REZA SAYAH: Well, the sticking points include the number and types of centrifuges. In the deal that was signed, the framework deal that was signed in April, Iran agreed to reduce its centrifuges from 19,000. It’s not clear if the West is pushing for an increased reduction or if Iran is pushing to keep more. Then you have the scope of the inspections. Iran has all along allowed the IAEA to inspect its nuclear facilities. And when the framework was agreed on, they agreed to what’s called an additional protocol, which gives the IAEA a higher authority for increased inspections. But the West, the U.S. has given indications that they want to inspect some military facilities, and Iran has said, you know, that’s a redline, that they’re not going to allow inspections in military facilities.

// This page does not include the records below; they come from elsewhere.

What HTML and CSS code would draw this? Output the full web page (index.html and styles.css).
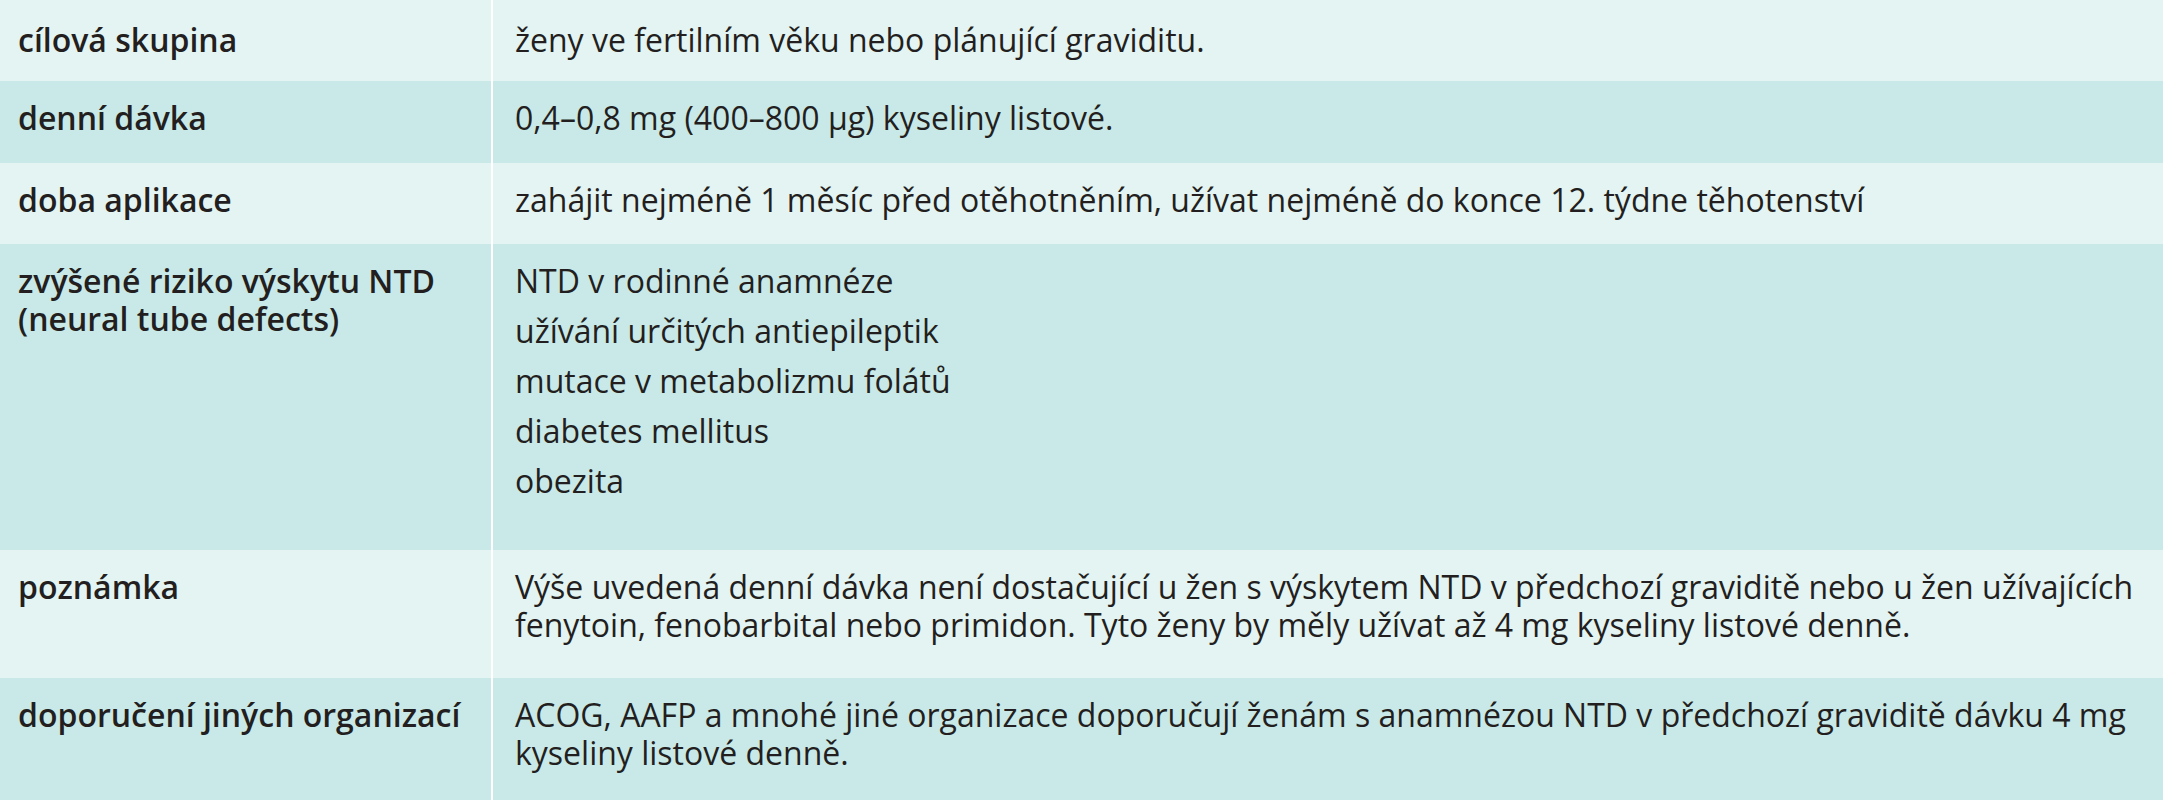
FILE: index.html
```html
<!DOCTYPE html>
<html lang="cs">
<head>
<meta charset="utf-8">
<title>Kyselina listová</title>
<link rel="stylesheet" href="styles.css">
</head>
<body>
<table class="info">
  <tbody>
    <tr class="row light r1">
      <th class="label">cílová skupina</th>
      <td class="value">ženy ve fertilním věku nebo plánující graviditu.</td>
    </tr>
    <tr class="row dark r2">
      <th class="label">denní dávka</th>
      <td class="value">0,4–0,8 mg (400–800 µg) kyseliny listové.</td>
    </tr>
    <tr class="row light r3">
      <th class="label">doba aplikace</th>
      <td class="value">zahájit nejméně 1 měsíc před otěhotněním, užívat nejméně do konce 12. týdne těhotenství</td>
    </tr>
    <tr class="row dark r4">
      <th class="label">zvýšené riziko výskytu NTD (neural tube defects)</th>
      <td class="value">
        <p class="item">NTD v rodinné anamnéze</p>
        <p class="item">užívání určitých antiepileptik</p>
        <p class="item">mutace v metabolizmu folátů</p>
        <p class="item">diabetes mellitus</p>
        <p class="item">obezita</p>
      </td>
    </tr>
    <tr class="row light r5">
      <th class="label">poznámka</th>
      <td class="value">Výše uvedená denní dávka není dostačující u žen s výskytem NTD v předchozí graviditě nebo u žen užívajících fenytoin, fenobarbital nebo primidon. Tyto ženy by měly užívat až 4 mg kyseliny listové denně.</td>
    </tr>
    <tr class="row dark r6">
      <th class="label">doporučení jiných organizací</th>
      <td class="value">ACOG, AAFP a mnohé jiné organizace doporučují ženám s anamnézou NTD v předchozí graviditě dávku 4 mg kyseliny listové denně.</td>
    </tr>
  </tbody>
</table>
</body>
</html>
```

FILE: styles.css
```css
html, body {
  margin: 0;
  padding: 0;
  background: #ffffff;
}

body {
  font-family: "Open Sans", "Noto Sans", "Liberation Sans", sans-serif;
  color: #231f20;
  font-size: 32px;
  line-height: 38px;
}

.info {
  width: 100%;
  border-collapse: collapse;
  border-spacing: 0;
  table-layout: fixed;
}

.row.light {
  background: #e4f4f3;
}

.row.dark {
  background: #c9e9e8;
}

.label,
.value {
  vertical-align: top;
  text-align: left;
  padding-top: 18px;
  padding-bottom: 0;
}

.label {
  width: 473px;
  padding-left: 18px;
  padding-right: 0;
  font-weight: 600;
  border-right: 2px solid #ffffff;
}

.value {
  padding-left: 22px;
  padding-right: 0;
  font-weight: 400;
}

.item {
  margin: 0 0 12px 0;
}

.r1 .label,
.r1 .value {
  padding-top: 21px;
}

.r1 { height: 81px; }
.r2 { height: 82px; }
.r3 { height: 81px; }
.r4 { height: 306px; }
.r5 { height: 128px; }
.r6 { height: 128px; }
```
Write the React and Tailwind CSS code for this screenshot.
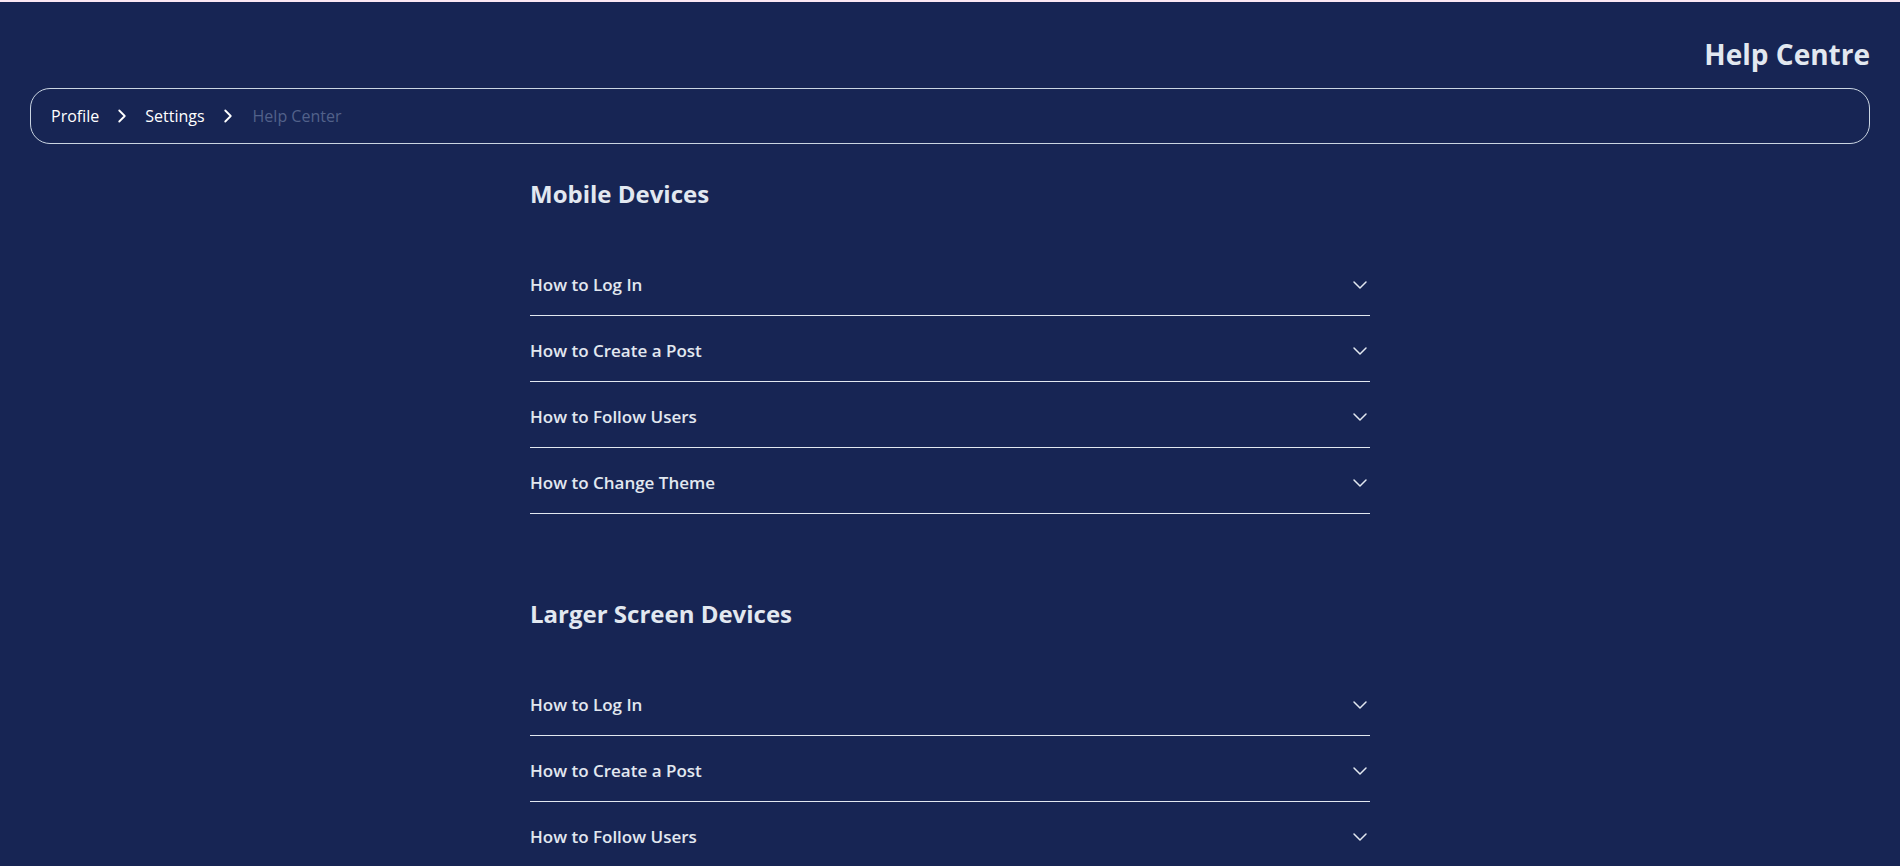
import React from 'react'
import { ChevronDown, ChevronRight } from 'lucide-react'

const sections = [
  {
    title: 'Mobile Devices',
    items: ['How to Log In', 'How to Create a Post', 'How to Follow Users', 'How to Change Theme'],
  },
  {
    title: 'Larger Screen Devices',
    items: ['How to Log In', 'How to Create a Post', 'How to Follow Users', 'How to Change Theme'],
  },
]

function FaqRow({ label }) {
  return (
    <button className="w-full h-[66px] pt-[4px] flex items-center justify-between border-b border-slate-200 text-left">
      <span className="text-[17px] font-semibold text-slate-200">{label}</span>
      <ChevronDown size={24} strokeWidth={1.5} className="text-slate-200 -mr-[2px]" />
    </button>
  )
}

export default function App() {
  return (
    <div
      className="min-h-screen bg-[#172554] border-t-2 border-[#fbe7f3] text-slate-200"
      style={{ fontFamily: '"Open Sans", "Noto Sans", sans-serif' }}
    >
      {/* Header */}
      <div className="px-[30px] pt-[34px]">
        <div className="flex justify-end">
          <h1 className="text-[28px] leading-[36px] font-bold text-slate-200">Help Centre</h1>
        </div>

        {/* Breadcrumb */}
        <nav className="mt-4 h-[56px] rounded-[20px] border border-slate-300 px-5 flex items-center gap-[12px] text-[16px]">
          <span className="text-white">Profile</span>
          <ChevronRight size={22} strokeWidth={2} className="text-white" />
          <span className="text-white">Settings</span>
          <ChevronRight size={22} strokeWidth={2} className="text-white" />
          <span className="text-[#52618a] ml-[2px]">Help Center</span>
        </nav>
      </div>

      {/* Content */}
      <main className="mx-auto w-[840px] pt-[34px] pb-16 flex flex-col gap-[84px]">
        {sections.map((s) => (
          <section key={s.title}>
            <h2 className="text-[24px] leading-[32px] font-bold text-slate-200 mb-[40px]">{s.title}</h2>
            <div className="flex flex-col">
              {s.items.map((item) => (
                <FaqRow key={item} label={item} />
              ))}
            </div>
          </section>
        ))}
      </main>
    </div>
  )
}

Then you have research and development. The West wants to limit Iran’s research and development when it comes to the nuclear program. And finally, the pace of the sanctions. Iran insists that the sanctions should be lifted once the pen hits the paper and an agreement is signed. The West, the U.S. says it’s going to be a gradual lifting of the sanctions. The most likely scenario is that it will be a gradual lifting of the sanctions, but it still remains to be seen what the time frame is and how long that’s going to take. Obviously, Iran wants it to happen faster, and the U.S. doesn’t.
AMY GOODMAN: Reza Sayah, can you talk about the main forces against it?
REZA SAYAH: Well, I think it’s important to point out that the main forces against this agreement are in the minority—namely, the Israeli government, who has continued to raise concerns about this deal; you have the Saudis with their—with their concern; and obviously you have the U.S. Congress. You know, I think last month they pushed through a bill that enables them to review this agreement once it’s signed. If the deal is signed before July 9th, Congress has 30 days to review it; if the deal is signed beyond the July 9th date, they have 60 days to sign. But it’s important to point out that other than these groups—the U.S. Congress, the Israeli government and the Saudi government—the majority of the world, and including the world powers, are for a negotiated agreement for Iran to have a peaceful nuclear program. However, these forces, as you say, against this deal, they have a lot of influence. They oftentimes dominate the media. And that’s what you’ll see if an agreement is signed. You’ll see the Israeli government, you’ll see U.S. Congress, you know, raising the alarm again. And it will be interesting to see where things go from here.
AMY GOODMAN: Reza Sayah, we are having a little trouble with your audio, so I want to thank you for being with us. Reza has covered Iran for CNN International for the last seven years. After his coverage of the 2009 anti-government protests, Iranian authorities denied him permission to work for two years, but then he later returned to Tehran, where he covered a number of the political developments there. This is Democracy Now!, democracynow.org, The War and Peace Report.